Kurz vor dem 100. Geburtstag von Albrecht Weinberg hat Niedersachsens Ministerpräsident Stephan Weil das Engagement des Holocaustüberlebenden, die Erinnerungen an die Verbrechen der Nazis wachzuhalten, gewürdigt. «Ich bin Albrecht Weinberg ungeheuer dankbar, dass er in hohem Alter in seine Heimat zurückgekehrt ist. Selbstverständlich war das mit Sicherheit nicht, nach den Erfahrungen, die Sie in Deutschland gemacht haben», sagte Weil bei einem persönlichen Gespräch mit Weinberg im Alten Rathaus in Leer. Der Ehrenbürger der Stadt wird am Freitag 100 Jahre alt.
Weinberg überlebte die drei Konzentrationslager Auschwitz, Mittelbau-Dora im Harz, Bergen-Belsen bei Celle und mehrere Todesmärsche. Seine jüdische Familie wurde von den Nazis fast vollständig ermordet. 2012 kehrte er zusammen mit seiner Schwester aus den USA zurück in seine ostfriesische Heimat. Seitdem geht er auch in Schulen und berichtet Schülerinnen und Schülern von dem größten Menschheitsverbrechen.
Sorge vor neuem Rechtsextremismus
Vor wenigen Wochen protestierte er auch, im Rollstuhl sitzend, bei einer Demonstration gegen Rechts in Leer. Weinberg hatte sich zuletzt besorgt vor einem erstarkenden Rechtsextremismus in Deutschland gezeigt. Nachdem die Union mit Stimmen der AfD einen Bundestagsantrag zur Migrationspolitik durchgebracht hatte, gab er aus Protest sein Bundesverdienstkreuz an Bundespräsident Frank-Walter Steinmeier zurück.
Dafür, dass er nach seiner Rückkehr nach Ostfriesland noch im hohen Alter angefangen habe, mit jungen Leuten zu sprechen und in Schulen zu gehen, sei er Weinberg noch dankbarer, sagte Ministerpräsident Weil. «Dass er das so lange durchgehalten hat, das finde ich wirklich großartig.» Weinbergs schreckliche persönliche Erlebnisse stünden beispielhaft für die «dunkelste Phase der deutschen Geschichte».
Was zum Geburtstag geplant ist
Weil hob auch die enge Beziehung hervor, die gerade viele jüngere Leute zu dem Holocaustüberlebenden hätten.
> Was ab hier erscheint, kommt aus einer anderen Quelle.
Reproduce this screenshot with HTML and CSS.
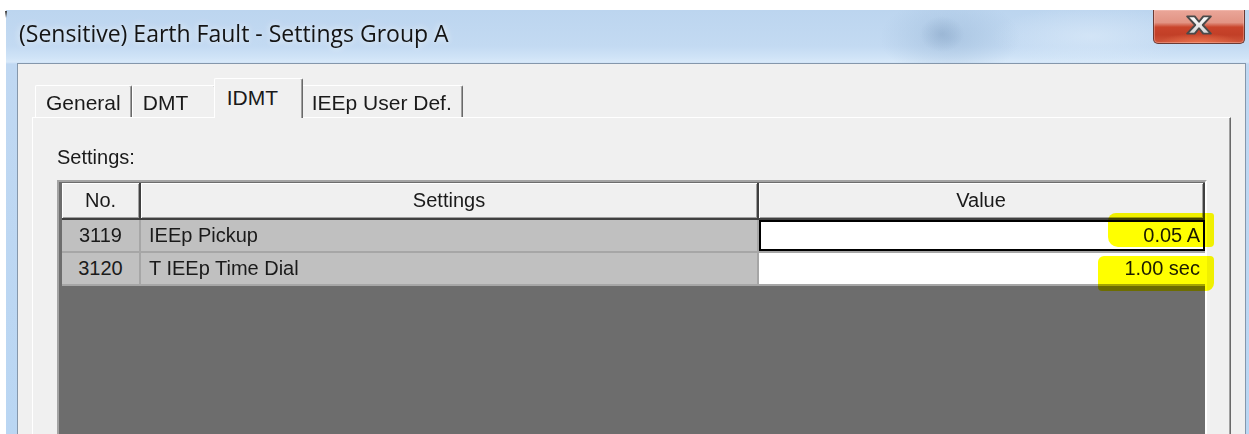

Das Gymnasium in seinem Heimatort Rhauderfehn (Landkreis Leer) etwa trägt seinen Namen. Die Schüler dort beschäftigen sich intensiv mit dem Leben Weinbergs und der NS-Geschichte.
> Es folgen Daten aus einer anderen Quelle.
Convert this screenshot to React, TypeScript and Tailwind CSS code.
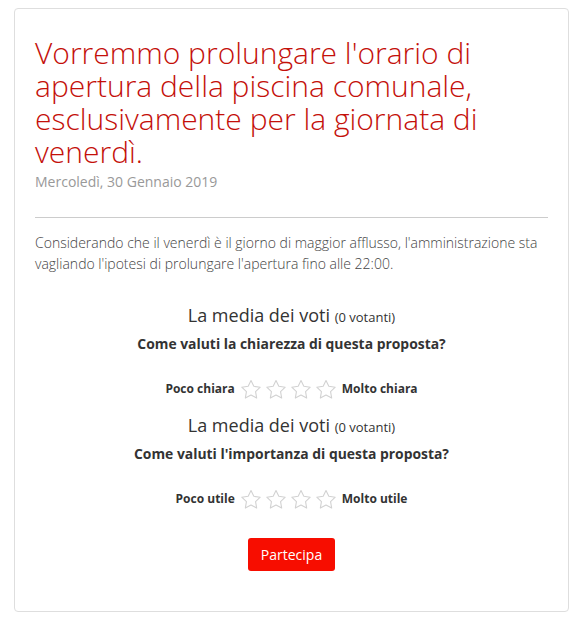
import React from 'react';

const font = { fontFamily: '"Open Sans", "Liberation Sans", sans-serif' };

function Star() {
    return (
        <svg width="22" height="21" viewBox="0 0 24 23" className="block">
            <path
                d="M12 1.6l3.1 6.4 7 1-5.1 4.9 1.2 7L12 17.6l-6.2 3.3 1.2-7L1.9 9l7-1z"
                fill="#fff"
                stroke="#d2d2d2"
                strokeWidth="1.2"
                strokeLinejoin="round"
            />
        </svg>
    );
}

function Rating({ question, low, high }: { question: string; low: string; high: string }) {
    return (
        <div className="flex flex-col items-center">
            <p className="text-[18px] leading-[24px] text-[#333]">
                La media dei voti <span className="text-[13px]">(0 votanti)</span>
            </p>
            <p className="mt-[5px] text-[13.9px] leading-[20px] font-bold text-[#333]">{question}</p>
            <div className="mt-[23px] flex items-center h-[24px] gap-[5px]">
                <span className="text-[12px] font-bold text-[#333]">{low}</span>
                <div className="flex gap-[3px]">
                    {[0, 1, 2, 3].map((i) => (
                        <Star key={i} />
                    ))}
                </div>
                <span className="text-[12px] font-bold text-[#333]">{high}</span>
            </div>
        </div>
    );
}

export default function App() {
    return (
        <div className="bg-white w-[577px] h-[622px] pt-2 pl-[14px]" style={font}>
            <div className="border border-[#dedede] rounded-[4px] w-[555px] h-[604px] px-5 pt-[27px]">
                <h1 className="text-[30px] leading-[33px] font-light text-[#c4100a] pr-6">
                    Vorremmo prolungare l'orario di apertura della piscina comunale, esclusivamente per la giornata di venerdì.
                </h1>
                <p className="mt-[4px] text-[14px] leading-[20px] text-[#999]">Mercoledì, 30 Gennaio 2019</p>
                <hr className="mt-[25px] border-t border-[#ccc]" />
                <p className="mt-[14px] text-[14px] leading-[21px] font-light text-[#444]">
                    Considerando che il venerdì è il giorno di maggior afflusso, l'amministrazione sta vagliando l'ipotesi di prolungare l'apertura fino alle 22:00.
                </p>
                <div className="mt-[29px]">
                    <Rating question="Come valuti la chiarezza di questa proposta?" low="Poco chiara" high="Molto chiara" />
                </div>
                <div className="mt-[12px]">
                    <Rating question="Come valuti l'importanza di questa proposta?" low="Poco utile" high="Molto utile" />
                </div>
                <div className="mt-[27px] flex justify-center">
                    <button
                        type="button"
                        className="h-[33px] w-[87px] rounded-[3px] bg-[#f70d00] text-white text-[14px]"
                    >
                        Partecipa
                    </button>
                </div>
            </div>
        </div>
    );
}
«Ich kenne übrigens kein anderes Beispiel, wo ein Gymnasium nach einer lebenden Person benannt worden ist», sagte Weil. «Das ist wirklich auch, glaube ich, ein Symbol für die Dankbarkeit, die ganz viele junge Leute Albrecht Weinberg gegenüber empfinden.»
Zu seinem 100. Geburtstag plant die Stadt Leer am Freitag einen Empfang für Albrecht Weinberg mit vielen Gästen im Rathaus. Da Weil am Freitag nicht bei der Feier in Ostfriesland sein kann, kam es schon vorher zu dem Besuch.